Come possono i cittadini, ma soprattutto gli amministratori locali, instradare correttamente le donazioni di abiti per far si che la solidarietà vada a buon fine?
La responsabilità prima dell’amministrazione pubblica è quella di verificare che l’operatore a cui il servizio viene effettivamente appaltato, e quindi assegnato, abbia tutte le caratteristiche di legalità, trasparenza, rendicontabilità e tracciabilità previste dalla normativa, oltre che una reale finalità sociale.
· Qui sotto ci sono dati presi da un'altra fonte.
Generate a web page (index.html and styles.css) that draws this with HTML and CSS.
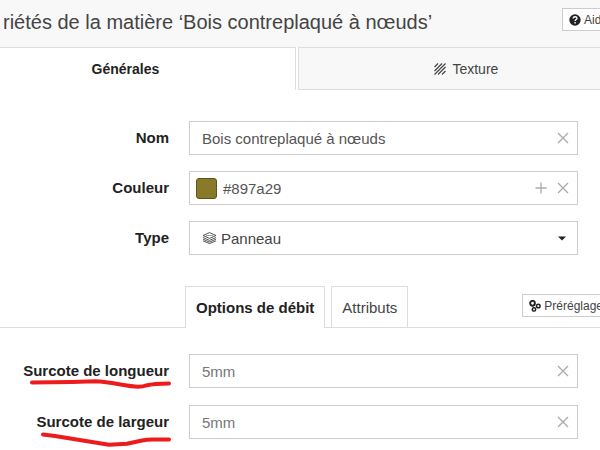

Crediamo che questo sia ciò che le persone vogliono: la raccolta degli indumenti usati ha un fortissimo risvolto ambientale (perché tutti questi vestiti non finiscono in discarica ma vengono riutilizzati con un grandissimo risparmio economico, anche per le amministrazioni pubbliche) ma ha un impatto sociale ed economico altrettanto rilevante.
Quindi l’amministrazione pubblica ha il dovere di selezionare l’operatore con estrema attenzione; al contempo l’operatore ha il dovere di posizionare contenitori che riportino tutte le indicazioni: oltre che della filiera, anche dell’ente stesso. Il cittadino, nel momento in cui inserisce gli indumenti nel contenitore, deve verificare che sul contenitore siano apposti i riferimenti di chi fa quella raccolta. Nel caso di Humana ci sono i nostri numeri di telefono e gli indirizzi fisici; non c’è, ad esempio, soltanto un cellulare o, come capita spesso, la totale assenza di riferimenti: su entrambi i lati dei nostri contenitori c’è un adesivo che rappresenta tutta la nostra filiera. In più facciamo sempre riferimento ai siti internet che dovrebbero riportare tutte le informazioni. Quindi, in realtà, il cittadino si deve un po’ attivare e, laddove dovesse avere dei dubbi, fare riferimento alla propria amministrazione comunale, chiedendo se il contenitore posizionato nella via “tal dei tali” sia effettivamente utilizzabile e affidabile.